[START Source excerpt]

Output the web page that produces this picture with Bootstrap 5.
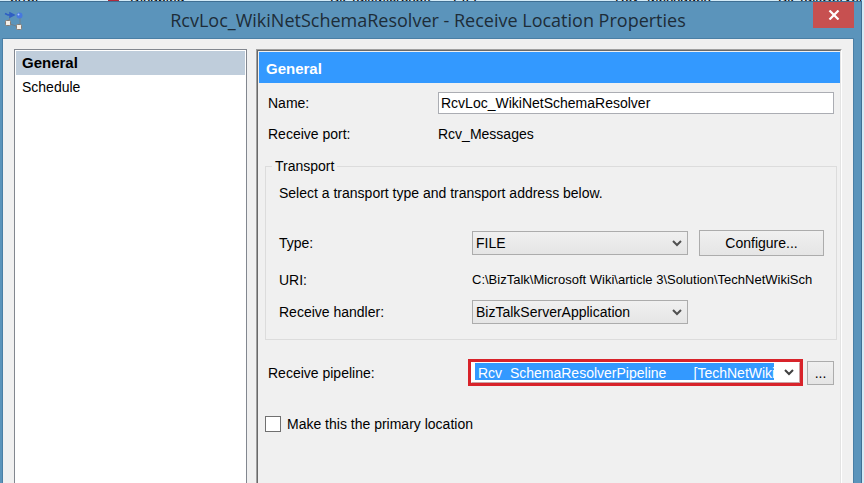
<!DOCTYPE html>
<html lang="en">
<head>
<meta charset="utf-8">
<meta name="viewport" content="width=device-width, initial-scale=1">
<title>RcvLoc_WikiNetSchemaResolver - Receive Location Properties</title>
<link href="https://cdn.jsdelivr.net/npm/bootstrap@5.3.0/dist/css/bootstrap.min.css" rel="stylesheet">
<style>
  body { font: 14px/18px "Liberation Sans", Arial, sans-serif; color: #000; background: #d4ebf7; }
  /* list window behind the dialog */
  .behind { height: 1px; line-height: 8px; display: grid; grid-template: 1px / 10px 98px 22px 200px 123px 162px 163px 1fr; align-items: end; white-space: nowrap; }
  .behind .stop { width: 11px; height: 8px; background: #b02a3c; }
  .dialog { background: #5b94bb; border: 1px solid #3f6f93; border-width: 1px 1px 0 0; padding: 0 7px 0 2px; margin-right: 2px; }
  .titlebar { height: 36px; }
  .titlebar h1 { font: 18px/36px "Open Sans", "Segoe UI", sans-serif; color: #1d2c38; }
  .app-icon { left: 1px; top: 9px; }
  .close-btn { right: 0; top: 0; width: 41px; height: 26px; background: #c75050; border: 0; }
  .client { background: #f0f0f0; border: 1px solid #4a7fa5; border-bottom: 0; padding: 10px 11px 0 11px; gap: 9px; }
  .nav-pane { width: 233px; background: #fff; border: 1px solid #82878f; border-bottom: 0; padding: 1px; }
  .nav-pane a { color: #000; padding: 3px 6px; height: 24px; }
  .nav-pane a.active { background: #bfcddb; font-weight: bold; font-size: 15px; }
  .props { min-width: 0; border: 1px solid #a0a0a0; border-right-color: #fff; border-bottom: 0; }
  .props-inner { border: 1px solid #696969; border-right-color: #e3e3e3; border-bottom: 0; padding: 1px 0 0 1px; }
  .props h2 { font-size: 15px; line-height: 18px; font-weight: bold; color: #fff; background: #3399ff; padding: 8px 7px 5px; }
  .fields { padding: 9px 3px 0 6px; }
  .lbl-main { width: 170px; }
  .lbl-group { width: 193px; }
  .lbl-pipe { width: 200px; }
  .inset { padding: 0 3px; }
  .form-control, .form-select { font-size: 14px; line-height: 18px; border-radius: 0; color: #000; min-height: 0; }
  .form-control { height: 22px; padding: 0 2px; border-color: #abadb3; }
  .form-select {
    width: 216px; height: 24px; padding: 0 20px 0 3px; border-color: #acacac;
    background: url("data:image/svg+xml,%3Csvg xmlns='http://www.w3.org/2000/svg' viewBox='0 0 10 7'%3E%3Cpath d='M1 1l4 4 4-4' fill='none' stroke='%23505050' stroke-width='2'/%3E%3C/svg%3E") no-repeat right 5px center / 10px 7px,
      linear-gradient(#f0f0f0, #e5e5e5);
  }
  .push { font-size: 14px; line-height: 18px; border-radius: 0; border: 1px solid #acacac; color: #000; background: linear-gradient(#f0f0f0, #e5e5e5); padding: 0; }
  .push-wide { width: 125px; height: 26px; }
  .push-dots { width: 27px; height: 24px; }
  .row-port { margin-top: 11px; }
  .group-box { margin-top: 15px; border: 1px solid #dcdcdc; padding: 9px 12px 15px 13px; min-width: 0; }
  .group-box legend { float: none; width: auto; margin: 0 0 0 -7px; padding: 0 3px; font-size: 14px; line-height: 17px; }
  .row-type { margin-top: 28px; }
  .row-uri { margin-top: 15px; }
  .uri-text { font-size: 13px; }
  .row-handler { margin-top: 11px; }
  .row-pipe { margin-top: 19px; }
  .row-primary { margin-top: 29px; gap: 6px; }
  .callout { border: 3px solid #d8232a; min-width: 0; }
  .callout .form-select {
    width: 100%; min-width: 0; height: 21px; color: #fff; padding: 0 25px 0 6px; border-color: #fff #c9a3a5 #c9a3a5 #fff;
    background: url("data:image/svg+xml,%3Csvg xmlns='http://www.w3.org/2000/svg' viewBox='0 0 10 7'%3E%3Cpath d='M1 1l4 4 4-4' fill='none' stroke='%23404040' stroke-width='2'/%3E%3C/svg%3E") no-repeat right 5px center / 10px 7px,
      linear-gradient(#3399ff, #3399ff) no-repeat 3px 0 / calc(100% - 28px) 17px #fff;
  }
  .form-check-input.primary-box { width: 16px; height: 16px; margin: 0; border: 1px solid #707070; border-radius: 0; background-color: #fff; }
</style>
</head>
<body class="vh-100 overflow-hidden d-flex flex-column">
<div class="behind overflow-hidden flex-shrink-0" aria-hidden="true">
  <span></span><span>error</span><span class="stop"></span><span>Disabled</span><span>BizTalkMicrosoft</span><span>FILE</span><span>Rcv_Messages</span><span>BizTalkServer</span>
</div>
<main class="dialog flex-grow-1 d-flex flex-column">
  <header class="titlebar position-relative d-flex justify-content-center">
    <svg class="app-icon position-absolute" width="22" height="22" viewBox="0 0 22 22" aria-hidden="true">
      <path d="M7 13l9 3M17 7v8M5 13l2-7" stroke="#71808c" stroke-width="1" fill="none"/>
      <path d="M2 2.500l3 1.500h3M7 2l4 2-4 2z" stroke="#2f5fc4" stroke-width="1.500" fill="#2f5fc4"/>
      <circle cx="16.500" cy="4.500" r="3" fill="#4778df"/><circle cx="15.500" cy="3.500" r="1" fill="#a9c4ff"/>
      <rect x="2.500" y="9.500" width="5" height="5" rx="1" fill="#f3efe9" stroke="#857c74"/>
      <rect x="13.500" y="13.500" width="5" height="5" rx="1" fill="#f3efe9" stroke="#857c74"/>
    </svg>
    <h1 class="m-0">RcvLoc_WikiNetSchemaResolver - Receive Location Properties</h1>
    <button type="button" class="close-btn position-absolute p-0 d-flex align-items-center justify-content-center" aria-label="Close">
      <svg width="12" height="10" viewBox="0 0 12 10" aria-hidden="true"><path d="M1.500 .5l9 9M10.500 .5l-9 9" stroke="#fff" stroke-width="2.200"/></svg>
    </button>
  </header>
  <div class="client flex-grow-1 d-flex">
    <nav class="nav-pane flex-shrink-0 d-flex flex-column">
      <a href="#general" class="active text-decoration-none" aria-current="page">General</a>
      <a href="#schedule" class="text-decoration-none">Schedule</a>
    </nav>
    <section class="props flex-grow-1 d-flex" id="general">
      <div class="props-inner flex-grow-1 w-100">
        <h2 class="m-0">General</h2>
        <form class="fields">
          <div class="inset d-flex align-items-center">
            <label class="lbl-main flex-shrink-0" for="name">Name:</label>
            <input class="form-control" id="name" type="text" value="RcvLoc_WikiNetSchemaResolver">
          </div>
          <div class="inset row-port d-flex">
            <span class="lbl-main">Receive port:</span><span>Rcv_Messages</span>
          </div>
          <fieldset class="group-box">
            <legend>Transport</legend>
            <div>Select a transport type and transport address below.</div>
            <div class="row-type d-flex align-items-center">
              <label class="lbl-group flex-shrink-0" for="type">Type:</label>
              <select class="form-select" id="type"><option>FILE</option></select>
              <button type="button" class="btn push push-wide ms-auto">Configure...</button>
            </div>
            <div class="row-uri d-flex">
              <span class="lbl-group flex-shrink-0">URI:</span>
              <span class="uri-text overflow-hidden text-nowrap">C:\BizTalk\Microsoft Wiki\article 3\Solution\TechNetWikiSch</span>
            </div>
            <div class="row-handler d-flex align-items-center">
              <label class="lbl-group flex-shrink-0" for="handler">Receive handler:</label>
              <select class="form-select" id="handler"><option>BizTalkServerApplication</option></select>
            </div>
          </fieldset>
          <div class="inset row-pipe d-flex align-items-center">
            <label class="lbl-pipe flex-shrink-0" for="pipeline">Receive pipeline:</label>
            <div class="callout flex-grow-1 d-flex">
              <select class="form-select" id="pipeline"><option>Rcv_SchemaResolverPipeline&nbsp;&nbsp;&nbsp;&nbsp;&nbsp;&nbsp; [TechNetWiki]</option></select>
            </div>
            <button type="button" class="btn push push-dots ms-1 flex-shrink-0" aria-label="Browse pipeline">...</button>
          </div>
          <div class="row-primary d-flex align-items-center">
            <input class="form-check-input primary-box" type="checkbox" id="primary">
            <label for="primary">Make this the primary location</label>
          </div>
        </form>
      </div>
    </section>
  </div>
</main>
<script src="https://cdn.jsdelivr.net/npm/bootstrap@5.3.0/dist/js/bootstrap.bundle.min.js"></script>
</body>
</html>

[END Source excerpt]

Exercise directions
Looking at the data above, how many lines hold the word "page"? Respond with the number alone.

Task result
2